Friday, February 6, 2009

S&P sees economic upturn in July

S&P sees economic upturn in July
The Economic Times, February 06, 2009, Page 11

RBI Steps To Help In Recovery; India To Grow At 5.8-6.3% In ’09: Agency

Our Bureau MUMBAI

STANDARD & Poor’s sees a turnaround in India’s economy by mid-July `09 on the back of responses to various monetary policy measures by Reserve Bank of India.

According to Subir Gokarn, S&P chief economist, Asia-Pacific, the lag effects of earlier monetary tightening in 2008 coupled with a region-wide slowdown in exports and capital flows caused a sharp deterioration of corporate performances in Asia-Pacific economies in fourth-quarter 2008. This slowdown will continue into 2009, while strong policy responses provide some hope for 2010.

S&Ps has pegged India’s growth rate at 5.8 to 6.3% for 2009, while China is expected to grow in the range 5.8 to 7%. These forecasts are based on a baseline forecast of 2% decline during 2009 and a positive growth of 2% in 2010. But some of the large Asian economies like Japan, Singapore, Hong Kong Korea and Taiwan are likely to record negative growth in their economies. There is a pattern here, Gokarn pointed. These are the economies which have been dependent on exports. But China and India would benefit more because of the policy stimulus as also Indonesia because their domestic markets are fairly large.

According to Mr Gokarn, lags may vary depending on circumstances, but a period of about six months is not unreasonable. By this measure, and everything else remaining the same, we should have seen the first signs of the impact around September `09. Since the tightening continued until July or a bit after, we should expect its impact to persist until at least the first quarter of 2009. `When we look back at the region’s dynamics over the past several months, there is another possible explanation for the sharp dip in the fourth quarter of 2008. Inflation has receded so sharply in recent months that the focus has now shifted to the potential for deflation. Scarcely a few months ago—from about March to July 2008—inflation in the region was soaring to very uncomfortable levels.

Although inflation was driven by commodity prices—food, minerals and energy—central banks responded by tightening monetary policy. This was due to concerns about the persistence of price shocks and the inflationary spiral that they could trigger. For about five months, policy rates and liquidity ratios were steadily increased, even as news about the global financial system became increasingly negative. Inflation was seen as a more significant risk than recession.

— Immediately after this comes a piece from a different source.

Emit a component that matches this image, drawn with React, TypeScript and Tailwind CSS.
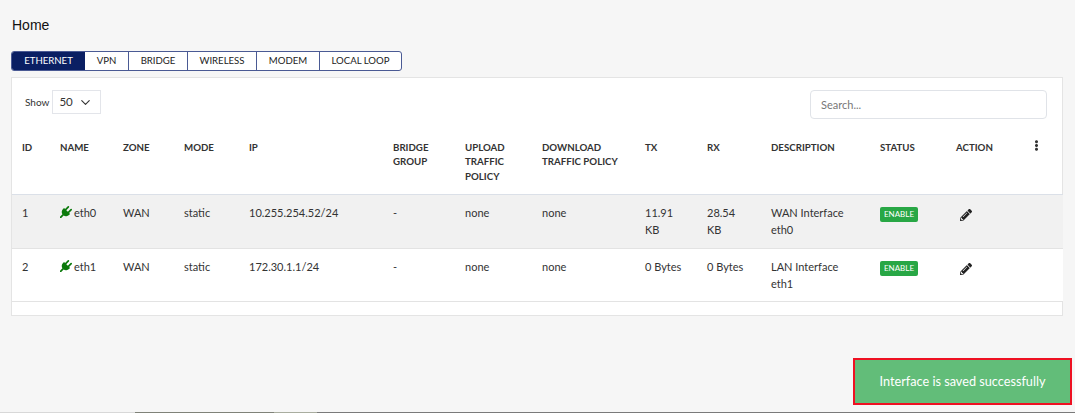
import React from "react";
import { FaPencilAlt, FaEllipsisV } from "react-icons/fa";
import { ChevronDown } from "lucide-react";

const tabs = ["ETHERNET", "VPN", "BRIDGE", "WIRELESS", "MODEM", "LOCAL LOOP"];
const tabW = ["w-[73px]", "w-[44px]", "w-[59px]", "w-[69px]", "w-[63px]", "w-[81px]"];
const headers = [
  ["ID", "w-[38px]"],
  ["NAME", "w-[63px]"],
  ["ZONE", "w-[61px]"],
  ["MODE", "w-[65px]"],
  ["IP", "w-[144px]"],
  ["BRIDGE GROUP", "w-[72px]"],
  ["UPLOAD TRAFFIC POLICY", "w-[77px]"],
  ["DOWNLOAD TRAFFIC POLICY", "w-[103px]"],
  ["TX", "w-[62px]"],
  ["RX", "w-[64px]"],
  ["DESCRIPTION", "w-[109px]"],
  ["STATUS", "w-[76px]"],
  ["ACTION", "w-[78px]"],
  ["", "w-[39px]"],
];
const rows = [
  { id: "1", name: "eth0", ip: "10.255.254.52/24", tx: "11.91 KB", rx: "28.54 KB", desc: "WAN Interface eth0", bg: "bg-[#f1f1f1]", h: "h-[54px]" },
  { id: "2", name: "eth1", ip: "172.30.1.1/24", tx: "0 Bytes", rx: "0 Bytes", desc: "LAN Interface eth1", bg: "bg-white", h: "h-[53px]" },
];

function Plug() {
  return (
    <svg viewBox="0 0 1792 1792" className="h-[12px] w-[12px] shrink-0 fill-[#0b7a0b]">
      <path d="M1755 453q37 38 37 90.5t-37 90.5l-401 400 150 150-160 160q-163 163-389.5 186.5t-411.5-100.5l-362 362h-181v-181l362-362q-124-185-100.5-411.5t186.5-389.5l160-160 150 150 400-401q38-37 91-37t90 37 37 90.5-37 90.5l-400 401 234 234 401-400q38-37 91-37t90 37z" />
    </svg>
  );
}

export default function App() {
  return (
    <div className="relative flex h-[413px] w-[1075px] flex-col overflow-hidden bg-[#f6f6f6] font-['Lato','Noto_Sans',sans-serif] text-[11px] text-[#333]">
      <div className="flex-1">
        <div className="pl-[11px] pt-[17px]">
          <h1 className="h-[34px] pl-[1px] font-['Liberation_Sans',sans-serif] text-[14px] leading-[17px] text-[#111]">Home</h1>
          <div className="flex h-[20px] w-[391px] overflow-hidden rounded-[3px] border border-[#4a5a94] bg-white">
            {tabs.map((t, i) => (
              <div
                key={t}
                className={`flex items-center justify-center text-[9.6px] ${tabW[i]} ${i === 0 ? "bg-[#0a1f63] text-white" : "text-[#222]"} ${i > 0 && i < 5 ? "border-r border-[#4a5a94]" : ""}`}
              >
                {t}
              </div>
            ))}
          </div>
        </div>
        <div className="ml-[11px] mt-[6px] h-[239px] w-[1052px] border border-[#e4e4e4] bg-white">
          <div className="flex h-[55px] items-start justify-between pl-[13px] pr-[15px] pt-[12px]">
            <div className="flex items-center gap-[3px] text-[10px] text-[#333]">
              <span className="pt-[1px]">Show</span>
              <div className="flex h-[24px] w-[49px] items-center justify-between border border-[#e3e5ea] pl-[6px] pr-[7px]">
                <span className="text-[11.5px]">50</span>
                <ChevronDown size={15} strokeWidth={1.8} />
              </div>
            </div>
            <div className="flex h-[29px] w-[237px] items-center rounded-[4px] border border-[#e0e3e8] px-[10px] pt-[1px] text-[11px] text-[#777]">
              Search...
            </div>
          </div>
          <table className="w-[1050px] table-fixed border-collapse">
            <thead>
              <tr className="h-[61px] border-b border-[#dbe0e8]">
                {headers.map(([h, w], i) => (
                  <th key={i} className={`${w} pb-[8px] pr-[2px] pt-[7px] text-left align-top text-[9.7px] font-bold leading-[14.3px] text-[#333] ${i === 13 ? "pl-[7px]" : "pl-[10px]"}`}>
                    {i === 13 ? <FaEllipsisV size={11} /> : h}
                  </th>
                ))}
              </tr>
            </thead>
            <tbody>
              {rows.map((r) => (
                <tr key={r.id} className={`${r.h} border-b border-[#e3e3e3] ${r.bg}`}>
                  <td className="pl-[10px] pt-[9px] align-top leading-[17px]">{r.id}</td>
                  <td className="pl-[10px] pt-[9px] align-top leading-[17px]">
                    <span className="flex items-center gap-[2px]">
                      <Plug />
                      {r.name}
                    </span>
                  </td>
                  <td className="pl-[10px] pt-[9px] align-top leading-[17px]">WAN</td>
                  <td className="pl-[10px] pt-[9px] align-top leading-[17px]">static</td>
                  <td className="pl-[10px] pt-[9px] align-top leading-[17px]">{r.ip}</td>
                  <td className="pl-[10px] pt-[9px] align-top leading-[17px]">-</td>
                  <td className="pl-[10px] pt-[9px] align-top leading-[17px]">none</td>
                  <td className="pl-[10px] pt-[9px] align-top leading-[17px]">none</td>
                  <td className="pl-[10px] pr-[8px] pt-[9px] align-top leading-[17px]">{r.tx}</td>
                  <td className="pl-[10px] pr-[14px] pt-[9px] align-top leading-[17px]">{r.rx}</td>
                  <td className="pl-[10px] pr-[14px] pt-[9px] align-top leading-[17px]">{r.desc}</td>
                  <td className="pl-[10px] pt-[12px] align-top">
                    <span className="flex h-[15px] w-[38px] items-center justify-center rounded-[2px] bg-[#28a745] text-[8px] text-white">ENABLE</span>
                  </td>
                  <td className="pl-[14px] pt-[14px] align-top">
                    <FaPencilAlt size={12} className="text-[#222]" />
                  </td>
                  <td />
                </tr>
              ))}
            </tbody>
          </table>
        </div>
      </div>
      <div className="flex h-[1px] shrink-0">
        <div className="w-[135px] bg-[#d8d8d8]" />
        <div className="w-[139px] bg-[#7f8278]" />
        <div className="w-[43px] bg-[#a9ad9f]" />
        <div className="flex-1 bg-[#7a7a7a]" />
      </div>
      <div className="absolute left-[853px] top-[358px] flex h-[47px] w-[219px] items-center justify-center border-[2px] border-[#ee1122] bg-[#62bd79] text-[12.7px] text-white">
        Interface is saved successfully
      </div>
    </div>
  );
}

Tata Steel, Corus ratings lowered
S&P's Ratings Services on Thursday lowered its long term corporate credit rating on Tata Steel to 'BB-' from 'BB', and on Corus to 'B+' from 'BB-', keeping the outlook for both ratings negative, reports Our Bureau from Mumbai. Corus' £3.67 billion senior secured debt was also lowered to 'BB', from 'BB+', and placed on CreditWatch with negative implications, Standard & Poor's said.